## TO DO
Repeat the material below exactly, with no pictures.

## RECORDED INFORMATION
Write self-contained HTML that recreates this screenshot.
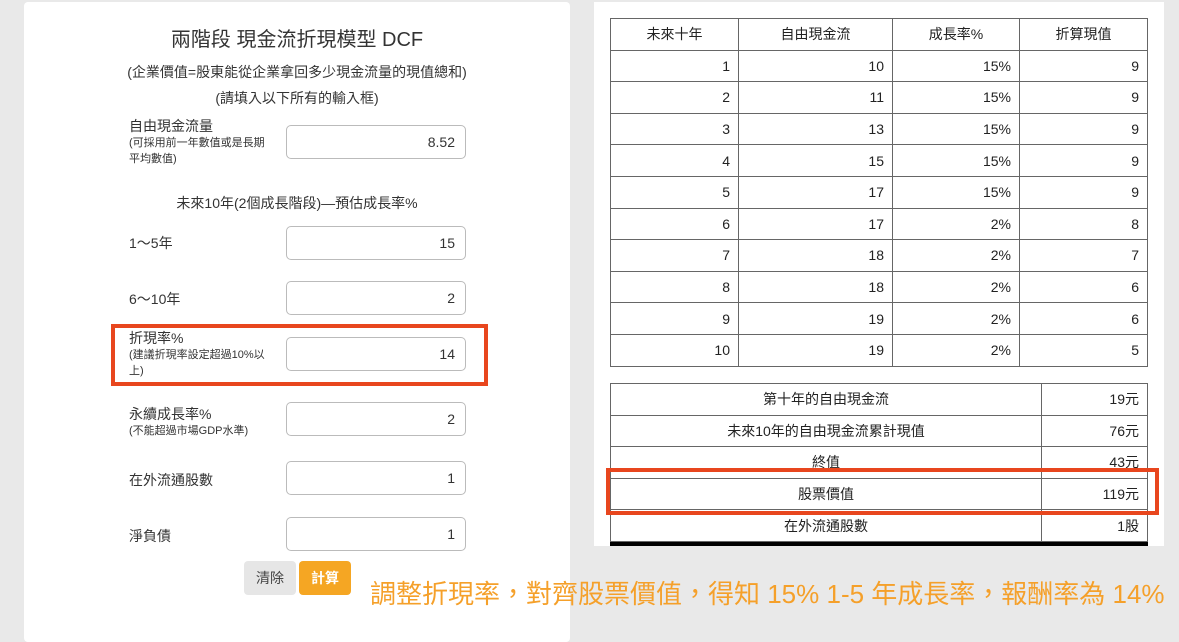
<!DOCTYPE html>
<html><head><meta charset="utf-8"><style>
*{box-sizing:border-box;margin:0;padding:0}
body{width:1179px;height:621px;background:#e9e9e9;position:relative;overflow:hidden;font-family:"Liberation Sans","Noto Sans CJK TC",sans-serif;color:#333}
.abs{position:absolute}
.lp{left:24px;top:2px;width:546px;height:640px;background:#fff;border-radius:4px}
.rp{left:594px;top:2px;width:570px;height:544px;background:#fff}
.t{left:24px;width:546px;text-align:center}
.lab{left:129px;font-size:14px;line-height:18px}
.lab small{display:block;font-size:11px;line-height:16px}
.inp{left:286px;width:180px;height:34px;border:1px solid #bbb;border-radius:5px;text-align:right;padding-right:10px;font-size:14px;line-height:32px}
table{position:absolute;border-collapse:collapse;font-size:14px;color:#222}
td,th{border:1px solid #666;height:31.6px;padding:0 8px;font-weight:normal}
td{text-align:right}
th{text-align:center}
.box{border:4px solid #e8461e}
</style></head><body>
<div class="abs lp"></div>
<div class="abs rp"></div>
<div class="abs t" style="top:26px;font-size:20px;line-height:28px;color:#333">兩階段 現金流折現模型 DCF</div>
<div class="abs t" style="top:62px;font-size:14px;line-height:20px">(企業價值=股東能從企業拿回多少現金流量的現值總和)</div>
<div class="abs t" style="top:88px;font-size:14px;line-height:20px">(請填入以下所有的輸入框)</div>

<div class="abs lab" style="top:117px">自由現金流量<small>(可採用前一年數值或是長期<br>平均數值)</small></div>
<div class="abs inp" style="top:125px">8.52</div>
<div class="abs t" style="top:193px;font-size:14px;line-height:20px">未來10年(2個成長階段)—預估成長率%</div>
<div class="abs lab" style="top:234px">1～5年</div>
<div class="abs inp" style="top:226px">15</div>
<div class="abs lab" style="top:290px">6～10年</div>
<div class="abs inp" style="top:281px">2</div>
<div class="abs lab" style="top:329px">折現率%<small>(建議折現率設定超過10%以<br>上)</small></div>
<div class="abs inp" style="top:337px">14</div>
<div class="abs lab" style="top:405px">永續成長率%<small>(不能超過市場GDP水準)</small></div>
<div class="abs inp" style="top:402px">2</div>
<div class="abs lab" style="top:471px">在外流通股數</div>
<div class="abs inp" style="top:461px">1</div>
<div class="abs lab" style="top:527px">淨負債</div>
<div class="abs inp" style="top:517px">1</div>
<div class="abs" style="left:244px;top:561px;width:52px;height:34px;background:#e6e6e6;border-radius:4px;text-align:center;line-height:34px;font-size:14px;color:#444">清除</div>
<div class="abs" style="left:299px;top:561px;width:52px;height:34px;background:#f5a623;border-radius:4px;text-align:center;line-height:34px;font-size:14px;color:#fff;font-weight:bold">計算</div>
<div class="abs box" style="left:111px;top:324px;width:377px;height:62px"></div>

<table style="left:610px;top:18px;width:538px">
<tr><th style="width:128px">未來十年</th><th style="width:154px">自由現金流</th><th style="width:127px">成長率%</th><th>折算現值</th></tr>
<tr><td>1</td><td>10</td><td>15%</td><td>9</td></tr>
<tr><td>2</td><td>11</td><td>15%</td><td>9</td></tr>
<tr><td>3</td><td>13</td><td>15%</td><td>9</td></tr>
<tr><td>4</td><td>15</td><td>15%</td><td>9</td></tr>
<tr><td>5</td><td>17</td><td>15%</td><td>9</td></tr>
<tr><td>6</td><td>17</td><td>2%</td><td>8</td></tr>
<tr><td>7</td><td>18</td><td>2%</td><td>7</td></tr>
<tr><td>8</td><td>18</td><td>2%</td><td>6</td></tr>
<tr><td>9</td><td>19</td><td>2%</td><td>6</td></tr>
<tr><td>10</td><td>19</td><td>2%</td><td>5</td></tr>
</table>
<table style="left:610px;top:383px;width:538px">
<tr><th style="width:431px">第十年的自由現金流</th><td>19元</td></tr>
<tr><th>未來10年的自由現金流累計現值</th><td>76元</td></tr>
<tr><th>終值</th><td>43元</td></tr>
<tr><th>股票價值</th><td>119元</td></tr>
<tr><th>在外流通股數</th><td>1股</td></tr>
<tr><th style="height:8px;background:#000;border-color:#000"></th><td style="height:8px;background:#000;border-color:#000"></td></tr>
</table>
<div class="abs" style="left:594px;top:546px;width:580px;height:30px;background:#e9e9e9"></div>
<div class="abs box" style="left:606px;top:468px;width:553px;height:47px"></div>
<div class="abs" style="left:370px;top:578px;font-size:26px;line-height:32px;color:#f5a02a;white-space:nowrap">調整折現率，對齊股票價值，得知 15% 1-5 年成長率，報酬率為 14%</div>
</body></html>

## FINISHED EXERCISE
Write self-contained HTML that recreates this screenshot.
<!DOCTYPE html>
<html><head><meta charset="utf-8"><style>
*{box-sizing:border-box;margin:0;padding:0}
body{width:1179px;height:621px;background:#e9e9e9;position:relative;overflow:hidden;font-family:"Liberation Sans","Noto Sans CJK TC",sans-serif;color:#333}
.abs{position:absolute}
.lp{left:24px;top:2px;width:546px;height:640px;background:#fff;border-radius:4px}
.rp{left:594px;top:2px;width:570px;height:544px;background:#fff}
.t{left:24px;width:546px;text-align:center}
.lab{left:129px;font-size:14px;line-height:18px}
.lab small{display:block;font-size:11px;line-height:16px}
.inp{left:286px;width:180px;height:34px;border:1px solid #bbb;border-radius:5px;text-align:right;padding-right:10px;font-size:14px;line-height:32px}
table{position:absolute;border-collapse:collapse;font-size:14px;color:#222}
td,th{border:1px solid #666;height:31.6px;padding:0 8px;font-weight:normal}
td{text-align:right}
th{text-align:center}
.box{border:4px solid #e8461e}
</style></head><body>
<div class="abs lp"></div>
<div class="abs rp"></div>
<div class="abs t" style="top:26px;font-size:20px;line-height:28px;color:#333">兩階段 現金流折現模型 DCF</div>
<div class="abs t" style="top:62px;font-size:14px;line-height:20px">(企業價值=股東能從企業拿回多少現金流量的現值總和)</div>
<div class="abs t" style="top:88px;font-size:14px;line-height:20px">(請填入以下所有的輸入框)</div>

<div class="abs lab" style="top:117px">自由現金流量<small>(可採用前一年數值或是長期<br>平均數值)</small></div>
<div class="abs inp" style="top:125px">8.52</div>
<div class="abs t" style="top:193px;font-size:14px;line-height:20px">未來10年(2個成長階段)—預估成長率%</div>
<div class="abs lab" style="top:234px">1～5年</div>
<div class="abs inp" style="top:226px">15</div>
<div class="abs lab" style="top:290px">6～10年</div>
<div class="abs inp" style="top:281px">2</div>
<div class="abs lab" style="top:329px">折現率%<small>(建議折現率設定超過10%以<br>上)</small></div>
<div class="abs inp" style="top:337px">14</div>
<div class="abs lab" style="top:405px">永續成長率%<small>(不能超過市場GDP水準)</small></div>
<div class="abs inp" style="top:402px">2</div>
<div class="abs lab" style="top:471px">在外流通股數</div>
<div class="abs inp" style="top:461px">1</div>
<div class="abs lab" style="top:527px">淨負債</div>
<div class="abs inp" style="top:517px">1</div>
<div class="abs" style="left:244px;top:561px;width:52px;height:34px;background:#e6e6e6;border-radius:4px;text-align:center;line-height:34px;font-size:14px;color:#444">清除</div>
<div class="abs" style="left:299px;top:561px;width:52px;height:34px;background:#f5a623;border-radius:4px;text-align:center;line-height:34px;font-size:14px;color:#fff;font-weight:bold">計算</div>
<div class="abs box" style="left:111px;top:324px;width:377px;height:62px"></div>

<table style="left:610px;top:18px;width:538px">
<tr><th style="width:128px">未來十年</th><th style="width:154px">自由現金流</th><th style="width:127px">成長率%</th><th>折算現值</th></tr>
<tr><td>1</td><td>10</td><td>15%</td><td>9</td></tr>
<tr><td>2</td><td>11</td><td>15%</td><td>9</td></tr>
<tr><td>3</td><td>13</td><td>15%</td><td>9</td></tr>
<tr><td>4</td><td>15</td><td>15%</td><td>9</td></tr>
<tr><td>5</td><td>17</td><td>15%</td><td>9</td></tr>
<tr><td>6</td><td>17</td><td>2%</td><td>8</td></tr>
<tr><td>7</td><td>18</td><td>2%</td><td>7</td></tr>
<tr><td>8</td><td>18</td><td>2%</td><td>6</td></tr>
<tr><td>9</td><td>19</td><td>2%</td><td>6</td></tr>
<tr><td>10</td><td>19</td><td>2%</td><td>5</td></tr>
</table>
<table style="left:610px;top:383px;width:538px">
<tr><th style="width:431px">第十年的自由現金流</th><td>19元</td></tr>
<tr><th>未來10年的自由現金流累計現值</th><td>76元</td></tr>
<tr><th>終值</th><td>43元</td></tr>
<tr><th>股票價值</th><td>119元</td></tr>
<tr><th>在外流通股數</th><td>1股</td></tr>
<tr><th style="height:8px;background:#000;border-color:#000"></th><td style="height:8px;background:#000;border-color:#000"></td></tr>
</table>
<div class="abs" style="left:594px;top:546px;width:580px;height:30px;background:#e9e9e9"></div>
<div class="abs box" style="left:606px;top:468px;width:553px;height:47px"></div>
<div class="abs" style="left:370px;top:578px;font-size:26px;line-height:32px;color:#f5a02a;white-space:nowrap">調整折現率，對齊股票價值，得知 15% 1-5 年成長率，報酬率為 14%</div>
</body></html>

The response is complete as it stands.